Prof BW: I am actually hopeful that the Obama win will reinvigorate many groups to fight for social justice.

David: I wasn't suggesting that we shouldn't be concerned by the 70 percent number; however, I would argue that those statistics have been put into a context that blames minority communities rather than seeing Prop 8 as a multi-racial vote (in the same way that they are eager to see Obama's victory as multiracial). So, 70 to 53 might seem striking, but not if you consider that the "white" voting population is 60 percent of the state's population, while African Americans only account for 7 percent of the state's population. 53 percent of 60 percent means a lot more whites voting against us than 70 percent of 7 percent (if that makes any sense at all).

It seems to get more of a "it can't be helped" shrug.

That is how I often feel about discussions of racism within the queer community. It is clear that all sides are going to have rethink how we grapple with these questions.

jeremy said...

Hey, at least Rodney King has our back!
http://www.youtube.com/watch?v=vCM3dS1ibSE

Reginald Harris said...

Oh Gay Prof, what a wonderful post. Can I marry YOU? (Just don't tell my husband....or perhaps we should just move to Utah where such a multiple marriage would blend in...ur..almost!)

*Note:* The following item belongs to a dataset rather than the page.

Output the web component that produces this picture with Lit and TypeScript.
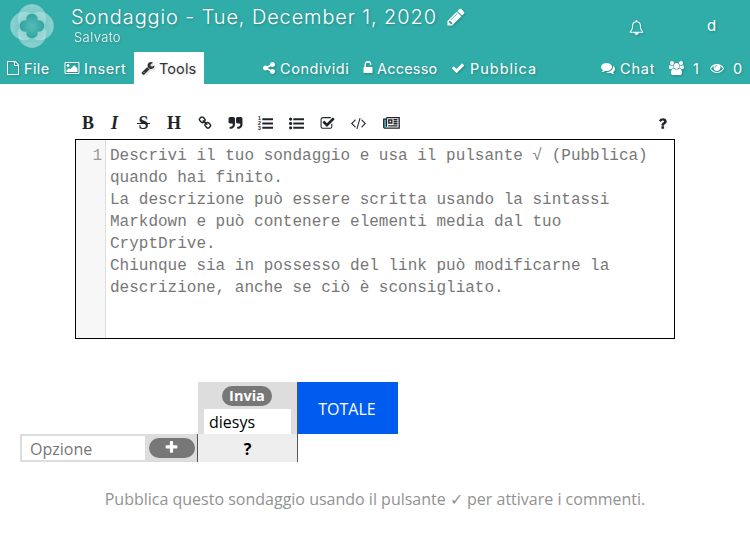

BTW: I too am troubled by the word 'outreach' from the gay community to communities of color. Since I fit into both categories, I sometimes wonder if I'm supposed to reach out to myself. There has to be a less potentially offensive word for the kinds of work across communities that's needed to counter the Right than "outreach"

Doug said...

Amazing how a simple idea like "All men are created equal" can't just be said and done. Organizations and individuals get on a power and money trip by the need to suppress and repress someone, anyone. We're just the flavor of the month (or decade).

Anonymous said...

It seems the phrase "All men are created equal" is so cyclical no matter how much we think we may have learned from past mistakes. After what this country went through during civil rights unrest, we seem to be back at square one all over again.